I could see the startled expressions on the faces of Naoma, Letha and Norma, as I made that offer without even consulting the parade committee, but I stared them all down. Maisy blushed and preened a bit more, then looked up at with both eyes open and grinned from ear to ear.
“Yep,” she said, “I'd be right glad to! See, Santa I believe in!”
The whole crowd burst into laughter, and Naoma asked Maisy if she'd like to ride along with me to the doctor's office.
“Reckon as I ought,” she said. “Lordy knows somebody's gon' have to take care of him next few days!”
I suddenly wondered if I was ever going to be free of Maisy, but I should have known better. She wasn't one who would ever want to settle down, I was sure, but I wasn't fool enough to turn down her offer of help while I recovered.
I'm pretty sure Nervy would've liked Crazy Maisy.
Doc Jackson gave me a couple of holy cow that hurts shots in my rump, added about a half dozen stitches and said that as long as I took it easy for the next week or so, I should be fine, so I got Billy Kelly—there are a lot of Kelly's in Alpena—to ride my Harley home for me, and let Keith and Naoma drive me and Maisy on home to my place. She helped me inside, and got me settled on the couch for a recuperative nap. A bit later she woke me to tell me that my bath water was ready, and when I opened my eyes, I thought for a moment I was dreaming, for she had taken a bath of her own, and was wearing one of my shirts as a dress.
“I's washin' my clothes,” she said, “and hope that's all right with ye. And yer bathtub looked so invitin' I just had to give it a try.”

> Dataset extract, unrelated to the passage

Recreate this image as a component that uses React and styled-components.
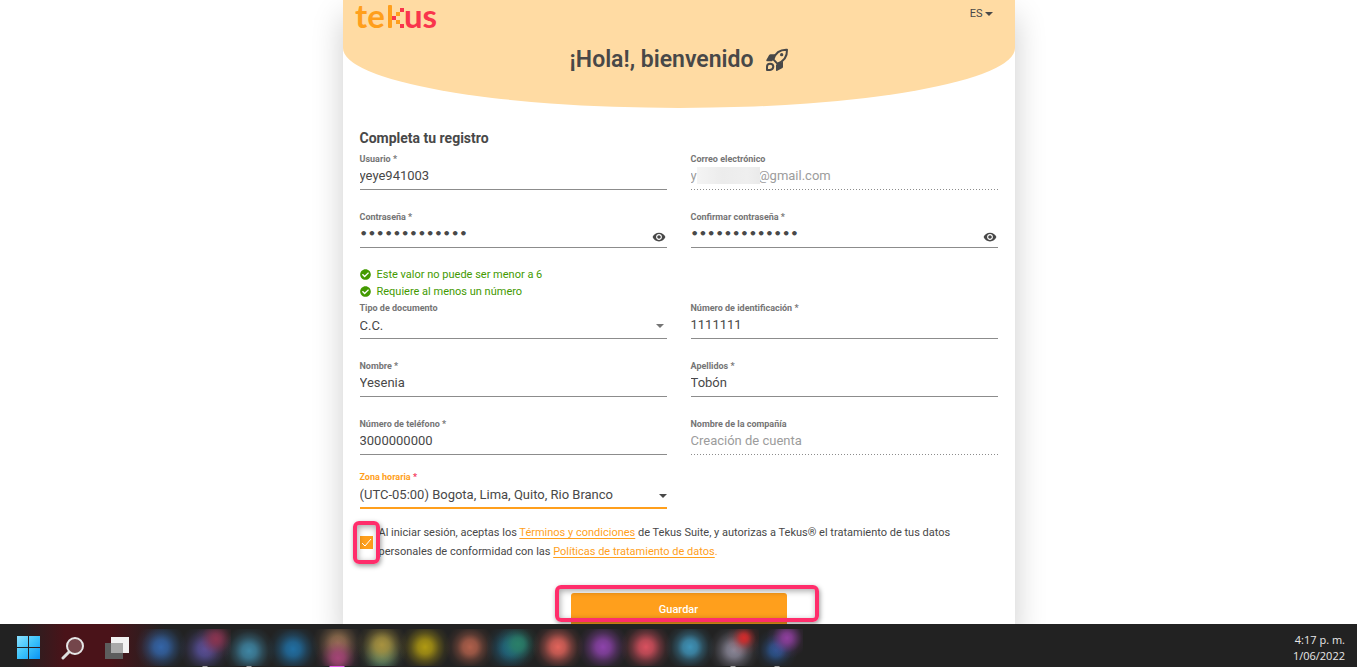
import React from "react";
import styled, { createGlobalStyle, css } from "styled-components";
import { MdVisibility } from "react-icons/md";
import { FaCheckCircle } from "react-icons/fa";

const GlobalStyle = createGlobalStyle`
  *, *::before, *::after { box-sizing: border-box; }
  body {
    margin: 0;
    background: #fff;
    color: #484848;
    font-family: Roboto, "Liberation Sans", sans-serif;
    font-size: 13px;
  }
`;

const orange = "#ff9f1c";
const pink = "#ff2d6b";

const Desktop = styled.div`
  display: flex;
  flex-direction: column;
  height: 100vh;
`;

const Page = styled.main`
  flex: 1;
  min-height: 0;
  overflow: hidden;
`;

const Card = styled.section`
  max-width: 672px;
  min-height: 100%;
  margin: 0 auto;
  background: #fff;
  box-shadow: 0 16px 30px rgba(0, 0, 0, 0.2);
`;

const Header = styled.header`
  height: 108px;
  padding: 4px 22px 0 12px;
  background: #ffdba3;
  border-radius: 0 0 50% 50% / 0 0 60px 60px;
`;

const TopBar = styled.div`
  display: flex;
  justify-content: space-between;
  align-items: flex-start;
`;

const LogoMark = styled.svg`
  display: block;
  overflow: visible;
  font-family: Lato, sans-serif;
  font-size: 33px;
  font-weight: 700;
`;

const LanguageButton = styled.button`
  display: flex;
  align-items: center;
  gap: 2px;
  padding: 0;
  border: 0;
  background: none;
  color: inherit;
  font: 11px/20px Roboto, sans-serif;
`;

const Caret = styled.span`
  border: solid transparent;
  border-width: 4px 4px 0;
  border-top-color: ${(p) => p.$color || "#484848"};
`;

const Title = styled.h1`
  display: flex;
  justify-content: center;
  align-items: center;
  gap: 12px;
  margin: 14px 0 0;
  padding-left: 12px;
  font-size: 23px;
  line-height: 30px;
  font-weight: 600;
`;

const Form = styled.form`
  padding: 22px 17px 0;
`;

const Heading = styled.h2`
  margin: 0 0 6px;
  font-size: 14px;
  line-height: 17px;
  font-weight: 700;
`;

const Grid = styled.div`
  display: grid;
  grid-template-columns: 1fr 1fr;
  column-gap: 24px;
  row-gap: 21px;
  margin-bottom: ${(p) => p.$after}px;
`;

const FieldBox = styled.div`
  position: relative;
`;

const Label = styled.label`
  display: block;
  color: ${(p) => (p.$active ? orange : "#757575")};
  font-size: 9px;
  line-height: 13px;
  font-weight: 700;
`;

const Required = styled.span`
  color: ${(p) => (p.$active ? "#f5365c" : "inherit")};
`;

const dotted = css`
  color: #9c9c9c;
  border-bottom-color: transparent;
  background: linear-gradient(to right, #8c8c8c 1px, transparent 1px) 0 100% / 3px 1px repeat-x border-box;
`;

const control = css`
  display: block;
  width: 100%;
  height: ${(p) => (p.$active ? 25 : 24)}px;
  margin: 0;
  padding: 0 0 4px;
  border: 0;
  border-bottom: ${(p) => (p.$active ? `2px solid ${orange}` : "1px solid #8c8c8c")};
  border-radius: 0;
  outline: 0;
  appearance: none;
  background: transparent;
  color: #484848;
  opacity: 1;
  font: 13px/19px Roboto, "Liberation Sans", sans-serif;
`;

const Input = styled.input`
  ${control}
  &:disabled { ${dotted} }
  &[type="password"] { font: 700 13px/19px "DejaVu Sans", sans-serif; }
`;

const Select = styled.select`
  ${control}
  padding: 0 0 2px;
`;

const Adornment = styled.span`
  position: absolute;
  right: ${(p) => p.$right || 0}px;
  bottom: 11px;
  display: flex;
  pointer-events: none;
`;

const EyeButton = styled.button`
  position: absolute;
  right: 1px;
  bottom: 4px;
  display: flex;
  padding: 0;
  border: 0;
  background: none;
  color: #484848;
`;

const Redaction = styled.span`
  position: absolute;
  left: 6px;
  top: 14px;
  width: 63px;
  height: 17px;
  background: linear-gradient(90deg, #f4f4f4, #ececec 40%, #efefef 80%, #eaeaea);
`;

const Rules = styled.ul`
  margin: 0 0 2px;
  padding: 0;
  list-style: none;
  color: #439a00;
  font-size: 11px;
  line-height: 17px;
`;

const Rule = styled.li`
  display: flex;
  align-items: center;
  gap: 6px;
`;

const Terms = styled.div`
  display: flex;
  align-items: center;
  gap: 6px;
  margin-bottom: 32px;
`;

const CheckWrap = styled.span`
  position: relative;
  display: flex;
`;

const Checkbox = styled.input`
  appearance: none;
  width: 13px;
  height: 13px;
  margin: 0;
  background: #e8e8e8;
  &:checked { background: ${orange}; }
`;

const Tick = styled.svg`
  position: absolute;
  inset: 0;
  pointer-events: none;
`;

const TermsText = styled.label`
  flex: 1;
  font-size: 11px;
  line-height: 19px;
`;

const TermsLink = styled.a`
  color: ${orange};
  text-decoration: underline;
  text-underline-offset: 2px;
`;

const TermsStop = styled.span`
  color: ${orange};
`;

const Highlight = styled.span`
  position: absolute;
  inset: ${(p) => p.$inset};
  border: 4px solid ${pink};
  border-radius: 6px;
  box-shadow: 1px 2px 5px rgba(0, 0, 0, 0.4), inset 1px 2px 6px rgba(0, 0, 0, 0.35);
  pointer-events: none;
`;

const SaveWrap = styled.div`
  position: relative;
  width: 216px;
  margin: 0 auto;
`;

const SaveButton = styled.button`
  display: block;
  width: 100%;
  height: 34px;
  padding: 0;
  border: 0;
  border-radius: 3px;
  background: ${orange};
  color: #fff;
  font: 500 11px/34px Roboto, sans-serif;
`;

const Taskbar = styled.footer`
  display: flex;
  justify-content: space-between;
  height: 43px;
  padding: 0 12px 0 7px;
  background: linear-gradient(90deg, #222 20px, #4a1319 65px, #4a1319 110px, #222 165px);
`;

const Dock = styled.div`
  display: flex;
`;

const DockButton = styled.button`
  position: relative;
  display: flex;
  align-items: center;
  justify-content: center;
  width: 44px;
  padding: 4px 0 0;
  border: 0;
  background: none;
`;

const Glow = styled.span`
  position: absolute;
  inset: 5px -4px 1px;
  background: ${(p) =>
    p.$spots
      .map(
        ([color, x, y, r]) =>
          `radial-gradient(circle at ${x + 5}px ${y}px, ${color} 0, ${color}d0 ${Math.round(r * 0.35)}px, ${color}60 ${Math.round(
            r * 0.7
          )}px, ${color}1c ${r}px, ${color}00 ${r + 6}px)`
      )
      .join(", ")};
`;

const Running = styled.span`
  position: absolute;
  bottom: 0;
  left: 50%;
  width: ${(p) => (p.$active ? 15 : 5)}px;
  height: 1px;
  transform: translateX(-50%);
  background: ${(p) => (p.$active ? "#e45be8" : "#a0a0a0")};
`;

const Clock = styled.time`
  padding-top: 8px;
  color: #e8e8e8;
  font-family: "Open Sans", "Noto Sans", sans-serif;
  font-size: 11px;
  line-height: 16px;
  text-align: right;
`;

const Logo = () => (
  <LogoMark width="86" height="27" viewBox="0 0 86 27" role="img" aria-label="tekus">
    <text x="0" y="24" fill={orange}>te</text>
    <path fill={orange} d="M33 2q0-1 1-1h2q1 0 1 1v21q0 1-1 1h-2q-1 0-1-1zM41 8h4v4h-4zM41 16h4v4h-4z" />
    <path fill="#f9354c" d="M37 12h4v4h-4zM45 4h4v4h-4zM45 20h4v4h-4z" />
    <text x="49" y="24" fill="#f9354c">us</text>
  </LogoMark>
);

const Rocket = () => (
  <svg width="24" height="24" viewBox="0 0 72 72" fill="none" stroke="#484848" strokeWidth="6" strokeLinejoin="round" aria-hidden="true">
    <path d="M25 34C30 18 40 4 66 5C67 31 53 41 37 47Z" />
    <circle cx="50" cy="20" r="5" fill="#484848" stroke="none" />
    <path stroke="none" fill="#484848" d="M32 19H17q-3 0-5 3L4 36q-1 4 2 4h15l6-6zM54 41v15q0 3-3 5l-14 7q-4 2-4-2V51l5-5z" />
    <path d="M6 66V56q0-9 9-9 10 0 10 9-1 9-10 10z" />
  </svg>
);

function Field({ id, label, required, active, children }) {
  return (
    <FieldBox>
      <Label htmlFor={id} $active={active}>
        {label}
        {required && <Required $active={active}> *</Required>}
      </Label>
      {children}
    </FieldBox>
  );
}

function PasswordField({ id, label }) {
  return (
    <Field id={id} label={label} required>
      <Input id={id} type="password" defaultValue="yesenia941003" autoComplete="new-password" />
      <EyeButton type="button" aria-label="Mostrar contraseña">
        <MdVisibility size={14} />
      </EyeButton>
    </Field>
  );
}

const apps = [
  { name: "App 1", spots: [["#3465a8", 21, 18, 20]] },
  { name: "App 2", running: true, spots: [["#8a3450", 32, 10, 15], ["#57509a", 21, 20, 20]] },
  { name: "App 3", running: true, spots: [["#3f86a4", 21, 22, 20]] },
  { name: "App 4", spots: [["#216fa3", 21, 20, 20]] },
  { name: "App 5", running: true, active: true, spots: [["#a44476", 22, 29, 17], ["#93704f", 22, 14, 20]] },
  { name: "App 6", spots: [["#a8923f", 22, 16, 20], ["#4c7b68", 22, 27, 18]] },
  { name: "App 7", spots: [["#b09a12", 21, 18, 20]] },
  { name: "App 8", spots: [["#b0604b", 22, 18, 19]] },
  { name: "App 9", spots: [["#2a7f68", 26, 15, 16], ["#1f6484", 18, 19, 20]] },
  { name: "App 10", spots: [["#e2645b", 22, 18, 20]] },
  { name: "App 11", spots: [["#8d43ab", 23, 18, 20]] },
  { name: "App 12", spots: [["#d9515f", 22, 18, 20]] },
  { name: "App 13", spots: [["#3f93b8", 22, 18, 19]] },
  { name: "App 14", running: true, spots: [["#d42b2b", 32, 9, 12], ["#8a8798", 22, 21, 20]] },
  { name: "App 15", running: true, spots: [["#8f3f9e", 31, 9, 15], ["#2c5590", 20, 21, 16]] },
];

export default function App() {
  return (
    <>
      <GlobalStyle />
      <Desktop>
        <Page>
          <Card>
            <Header>
              <TopBar>
                <Logo />
                <LanguageButton type="button">
                  ES
                  <Caret />
                </LanguageButton>
              </TopBar>
              <Title>
                ¡Hola!, bienvenido
                <Rocket />
              </Title>
            </Header>

            <Form onSubmit={(e) => e.preventDefault()}>
              <Heading>Completa tu registro</Heading>
              <Grid $after={18}>
                <Field id="user" label="Usuario" required>
                  <Input id="user" defaultValue="yeye941003" />
                </Field>
                <Field id="email" label="Correo electrónico">
                  <Input id="email" disabled defaultValue={"y" + "\u00a0".repeat(19) + "@gmail.com"} />
                  <Redaction />
                </Field>
                <PasswordField id="password" label="Contraseña" />
                <PasswordField id="confirm" label="Confirmar contraseña" />
              </Grid>

              <Rules>
                <Rule><FaCheckCircle size={11} />Este valor no puede ser menor a 6</Rule>
                <Rule><FaCheckCircle size={11} />Requiere al menos un número</Rule>
              </Rules>

              <Grid $after={16}>
                <Field id="docType" label="Tipo de documento">
                  <Select id="docType" defaultValue="cc">
                    <option value="cc">C.C.</option>
                  </Select>
                  <Adornment $right={3}><Caret $color="#757575" /></Adornment>
                </Field>
                <Field id="docNumber" label="Número de identificación" required>
                  <Input id="docNumber" defaultValue="1111111" />
                </Field>
                <Field id="name" label="Nombre" required>
                  <Input id="name" defaultValue="Yesenia" />
                </Field>
                <Field id="surname" label="Apellidos" required>
                  <Input id="surname" defaultValue="Tobón" />
                </Field>
                <Field id="phone" label="Número de teléfono" required>
                  <Input id="phone" type="tel" defaultValue="3000000000" />
                </Field>
                <Field id="company" label="Nombre de la compañía">
                  <Input id="company" disabled defaultValue="Creación de cuenta" />
                </Field>
              </Grid>

              <Grid $after={14}>
                <Field id="zone" label="Zona horaria" required active>
                  <Select id="zone" $active defaultValue="bogota">
                    <option value="bogota">(UTC-05:00) Bogota, Lima, Quito, Rio Branco</option>
                  </Select>
                  <Adornment><Caret /></Adornment>
                </Field>
              </Grid>

              <Terms>
                <CheckWrap>
                  <Checkbox id="terms" type="checkbox" defaultChecked />
                  <Tick width="13" height="13" viewBox="0 0 13 13" aria-hidden="true">
                    <path d="M2 7l3 3 6-7" fill="none" stroke="#fff" />
                  </Tick>
                  <Highlight $inset="-15px -7px" />
                </CheckWrap>
                <TermsText htmlFor="terms">
                  Al iniciar sesión, aceptas los <TermsLink href="#terminos">Términos y condiciones</TermsLink> de
                  Tekus Suite, y autorizas a Tekus® el tratamiento de tus datos personales de conformidad con las{" "}
                  <TermsLink href="#politicas">Políticas de tratamiento de datos</TermsLink>
                  <TermsStop>.</TermsStop>
                </TermsText>
              </Terms>

              <SaveWrap>
                <SaveButton type="submit">Guardar</SaveButton>
                <Highlight $inset="-8px -32px 5px -16px" />
              </SaveWrap>
            </Form>
          </Card>
        </Page>

        <Taskbar>
          <Dock>
            <DockButton type="button" aria-label="Inicio">
              <svg width="24" height="24" viewBox="0 0 24 24">
                <defs>
                  <linearGradient id="win" x2="1" y2="1">
                    <stop stopColor="#8be1ff" />
                    <stop offset="0.5" stopColor="#3cc3fb" />
                    <stop offset="1" stopColor="#0a93f5" />
                  </linearGradient>
                </defs>
                <path fill="url(#win)" d="M0 0h11v11H0zM12 0h11v11H12zM0 12h11v11H0zM12 12h11v11H12z" />
              </svg>
            </DockButton>
            <DockButton type="button" aria-label="Buscar">
              <svg width="24" height="24" viewBox="0 0 24 24">
                <path d="M2 22l6-6" stroke="#ddd" strokeWidth="3" strokeLinecap="round" />
                <circle cx="14" cy="10" r="8" fill="#74464b" stroke="#e6e6e6" strokeWidth="2" />
              </svg>
            </DockButton>
            <DockButton type="button" aria-label="Vista de tareas">
              <svg width="24" height="22" viewBox="0 0 24 22">
                <path fill="#5d5d5d" d="M0 6h18v16H0z" />
                <path fill="#f2f2f2" d="M6 0h18v16H6z" />
                <path fill="#a9a9a9" d="M6 6h12v10H6z" />
              </svg>
            </DockButton>
            {apps.map((app) => (
              <DockButton type="button" key={app.name} aria-label={app.name}>
                <Glow $spots={app.spots} />
                {app.running && <Running $active={app.active} />}
              </DockButton>
            ))}
          </Dock>
          <Clock dateTime="2022-06-01T16:17">
            4:17 p. m.
            <br />
            1/06/2022
          </Clock>
        </Taskbar>
      </Desktop>
    </>
  );
}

It was perfectly fine with me, and I was absolutely delighted with the transformed Maisy who stood before me. I'd known she wasn't as old
as I was, nor even as old as some thought her to be, but when she had clean hair that was neatly combed, and wasn't wearing old clothes that were too big for her, she was actually a rather attractive lady, and probably a good ten or twelve years my junior. Having her in the sleigh tomorrow would be a Christmas Surprise for the whole town, I was sure!

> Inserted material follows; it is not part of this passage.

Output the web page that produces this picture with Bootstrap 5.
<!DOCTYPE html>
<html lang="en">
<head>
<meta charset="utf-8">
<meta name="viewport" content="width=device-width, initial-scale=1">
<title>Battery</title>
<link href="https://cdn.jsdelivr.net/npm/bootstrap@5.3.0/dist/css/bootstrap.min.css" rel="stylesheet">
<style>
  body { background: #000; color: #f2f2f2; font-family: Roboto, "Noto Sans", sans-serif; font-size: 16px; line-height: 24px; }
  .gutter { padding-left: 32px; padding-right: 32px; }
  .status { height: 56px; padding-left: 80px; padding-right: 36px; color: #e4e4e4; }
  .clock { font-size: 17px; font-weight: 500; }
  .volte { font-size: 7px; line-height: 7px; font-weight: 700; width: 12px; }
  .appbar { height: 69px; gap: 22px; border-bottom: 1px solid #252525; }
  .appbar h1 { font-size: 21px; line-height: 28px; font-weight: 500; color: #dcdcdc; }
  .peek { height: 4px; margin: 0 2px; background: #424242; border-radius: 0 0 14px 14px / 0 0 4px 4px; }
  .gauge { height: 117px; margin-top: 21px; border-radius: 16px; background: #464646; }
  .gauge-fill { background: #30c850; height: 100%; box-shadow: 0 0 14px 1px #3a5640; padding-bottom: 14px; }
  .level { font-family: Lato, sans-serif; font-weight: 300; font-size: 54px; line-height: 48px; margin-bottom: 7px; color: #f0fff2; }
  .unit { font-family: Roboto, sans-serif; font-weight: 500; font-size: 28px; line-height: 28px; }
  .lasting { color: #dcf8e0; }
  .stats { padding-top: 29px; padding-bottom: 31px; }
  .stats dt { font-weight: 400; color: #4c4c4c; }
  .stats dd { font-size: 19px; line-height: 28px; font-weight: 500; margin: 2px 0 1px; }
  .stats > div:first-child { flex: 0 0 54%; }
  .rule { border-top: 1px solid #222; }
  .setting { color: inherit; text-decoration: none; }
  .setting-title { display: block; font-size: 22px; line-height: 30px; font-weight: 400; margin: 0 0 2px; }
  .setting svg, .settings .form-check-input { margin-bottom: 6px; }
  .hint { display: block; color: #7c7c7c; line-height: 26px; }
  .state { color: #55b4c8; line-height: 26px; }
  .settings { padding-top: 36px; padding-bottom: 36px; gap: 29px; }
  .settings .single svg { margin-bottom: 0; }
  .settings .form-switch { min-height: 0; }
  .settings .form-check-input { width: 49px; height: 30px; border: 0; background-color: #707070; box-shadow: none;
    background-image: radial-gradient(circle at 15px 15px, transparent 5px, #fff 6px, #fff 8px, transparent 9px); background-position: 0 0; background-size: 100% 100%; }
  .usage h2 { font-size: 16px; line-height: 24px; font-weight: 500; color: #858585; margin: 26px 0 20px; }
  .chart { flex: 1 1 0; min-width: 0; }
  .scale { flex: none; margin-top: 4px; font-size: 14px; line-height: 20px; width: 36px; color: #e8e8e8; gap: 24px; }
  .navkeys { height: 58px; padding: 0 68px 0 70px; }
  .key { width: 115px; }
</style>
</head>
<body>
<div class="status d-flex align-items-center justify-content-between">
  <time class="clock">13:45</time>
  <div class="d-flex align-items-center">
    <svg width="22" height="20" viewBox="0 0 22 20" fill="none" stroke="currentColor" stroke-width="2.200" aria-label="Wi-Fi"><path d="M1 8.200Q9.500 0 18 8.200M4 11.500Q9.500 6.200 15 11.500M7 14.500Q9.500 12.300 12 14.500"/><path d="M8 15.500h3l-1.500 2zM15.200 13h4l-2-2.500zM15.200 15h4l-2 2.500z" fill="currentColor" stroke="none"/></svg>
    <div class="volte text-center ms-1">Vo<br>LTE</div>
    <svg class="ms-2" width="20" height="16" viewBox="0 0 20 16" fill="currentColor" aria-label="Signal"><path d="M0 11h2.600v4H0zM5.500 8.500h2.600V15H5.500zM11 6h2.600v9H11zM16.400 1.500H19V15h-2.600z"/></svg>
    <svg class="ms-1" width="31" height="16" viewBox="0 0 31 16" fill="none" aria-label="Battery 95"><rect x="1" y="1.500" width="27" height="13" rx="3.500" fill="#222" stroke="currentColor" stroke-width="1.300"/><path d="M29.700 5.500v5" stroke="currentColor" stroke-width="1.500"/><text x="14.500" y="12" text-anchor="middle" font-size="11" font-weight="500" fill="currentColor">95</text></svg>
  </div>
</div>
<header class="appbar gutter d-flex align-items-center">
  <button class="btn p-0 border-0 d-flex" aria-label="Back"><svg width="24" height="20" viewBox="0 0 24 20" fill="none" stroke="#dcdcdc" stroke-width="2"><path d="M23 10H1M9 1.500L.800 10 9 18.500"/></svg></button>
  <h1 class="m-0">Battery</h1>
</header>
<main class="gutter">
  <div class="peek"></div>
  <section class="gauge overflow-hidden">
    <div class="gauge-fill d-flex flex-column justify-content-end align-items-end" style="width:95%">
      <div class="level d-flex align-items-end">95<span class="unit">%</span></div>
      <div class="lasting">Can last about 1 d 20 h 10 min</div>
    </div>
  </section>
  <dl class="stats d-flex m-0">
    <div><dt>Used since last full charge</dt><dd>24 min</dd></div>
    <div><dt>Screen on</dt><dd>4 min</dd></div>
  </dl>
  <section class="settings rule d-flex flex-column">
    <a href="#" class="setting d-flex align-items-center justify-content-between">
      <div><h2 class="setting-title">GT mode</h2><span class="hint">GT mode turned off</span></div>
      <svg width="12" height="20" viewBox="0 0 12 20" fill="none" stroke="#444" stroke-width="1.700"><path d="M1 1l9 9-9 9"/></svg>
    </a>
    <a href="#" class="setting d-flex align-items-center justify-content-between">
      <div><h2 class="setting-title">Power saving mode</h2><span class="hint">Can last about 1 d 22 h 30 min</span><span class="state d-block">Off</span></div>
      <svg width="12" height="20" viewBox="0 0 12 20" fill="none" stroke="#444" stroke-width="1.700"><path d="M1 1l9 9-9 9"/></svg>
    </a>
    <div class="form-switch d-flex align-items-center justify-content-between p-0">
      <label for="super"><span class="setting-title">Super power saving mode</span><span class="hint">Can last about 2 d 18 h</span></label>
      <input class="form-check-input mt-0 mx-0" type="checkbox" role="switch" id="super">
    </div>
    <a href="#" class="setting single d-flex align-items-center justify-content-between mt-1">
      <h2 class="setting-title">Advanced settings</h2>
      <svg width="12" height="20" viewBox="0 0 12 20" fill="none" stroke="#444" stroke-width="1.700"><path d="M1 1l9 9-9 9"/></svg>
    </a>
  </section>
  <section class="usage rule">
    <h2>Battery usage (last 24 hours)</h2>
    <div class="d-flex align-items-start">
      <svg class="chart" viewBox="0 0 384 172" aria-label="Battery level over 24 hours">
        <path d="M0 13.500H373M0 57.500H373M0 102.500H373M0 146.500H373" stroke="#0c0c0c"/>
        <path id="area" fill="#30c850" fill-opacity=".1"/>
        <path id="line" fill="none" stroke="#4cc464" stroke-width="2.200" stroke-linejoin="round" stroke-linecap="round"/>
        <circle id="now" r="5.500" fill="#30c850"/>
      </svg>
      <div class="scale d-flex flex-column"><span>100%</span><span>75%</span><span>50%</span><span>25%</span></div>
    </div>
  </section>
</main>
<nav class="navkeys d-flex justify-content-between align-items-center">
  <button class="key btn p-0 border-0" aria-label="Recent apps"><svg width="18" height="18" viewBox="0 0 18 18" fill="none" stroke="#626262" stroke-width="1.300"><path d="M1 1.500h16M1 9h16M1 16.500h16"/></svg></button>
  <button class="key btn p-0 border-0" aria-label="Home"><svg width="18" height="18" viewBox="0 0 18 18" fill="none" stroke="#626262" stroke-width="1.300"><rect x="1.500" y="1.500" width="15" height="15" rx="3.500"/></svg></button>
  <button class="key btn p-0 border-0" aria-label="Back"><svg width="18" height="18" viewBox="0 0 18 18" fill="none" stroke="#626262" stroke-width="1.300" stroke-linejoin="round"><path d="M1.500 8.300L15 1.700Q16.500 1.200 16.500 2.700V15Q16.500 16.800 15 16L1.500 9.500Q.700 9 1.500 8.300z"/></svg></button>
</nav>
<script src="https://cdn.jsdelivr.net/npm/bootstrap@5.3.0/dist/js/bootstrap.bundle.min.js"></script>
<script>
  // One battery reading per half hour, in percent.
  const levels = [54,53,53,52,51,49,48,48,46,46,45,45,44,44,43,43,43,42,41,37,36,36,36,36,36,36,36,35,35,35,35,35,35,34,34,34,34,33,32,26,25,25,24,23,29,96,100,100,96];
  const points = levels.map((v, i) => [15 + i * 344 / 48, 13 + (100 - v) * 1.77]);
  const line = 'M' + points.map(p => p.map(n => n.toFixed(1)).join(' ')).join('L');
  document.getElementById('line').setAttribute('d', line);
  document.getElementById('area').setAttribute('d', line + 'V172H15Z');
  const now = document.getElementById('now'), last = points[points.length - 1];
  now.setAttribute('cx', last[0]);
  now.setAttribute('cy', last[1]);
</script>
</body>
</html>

I got my bath, and then Maisy helped me to my bed and I slept most of the rest of the day away. I think Doc put something into those shots to make me sleep a lot, that day, to be honest, but it definitely helped. When I got up the next morning, I was refreshed, and ready to put out my best, “Merry Christmas!” and “Ho, ho, ho,” performance yet!
Keith and Naoma came to pick us up, and I could tell they were both surprised at Maisy, but I was delighted to see that they had Colton with them.
“After you caught the killer,” Keith said, “I told Chief Rodgers that I was Colton's father, and we produced the paternity test we'd gotten done when I came clean to Naoma about it, just to be certain. He got Judge Bailey on the phone and set up an emergency hearing, and we were granted temporary custody of Colton, pending a final hearing next month.”
I hugged them both, wincing as I did so. “That is wonderful,” I said. “I know Colton is going to have a rough time for a while, but at least he knows now who you are. How did your girls take the news?”
Naoma laughed. “Them? They're overjoyed! They now have a brother to pick on, and they've already gotten started!”
“That trash man was arrested, and after a couple of hours of being questioned, he confessed to killing Brenda,” Keith told me. “Seems he'd had a real thing for her, and went to her house the other night to tell her about it, drunk and out of his mind. When she rejected him, he just went berserk, and stabbed her over and over. When he left, he said she was still on the floor, and he thought she was dead already, but somehow she got up and ran out where you found her. If she hadn’t, little Colton would have found her in the morning, Dex. That would've been awful.”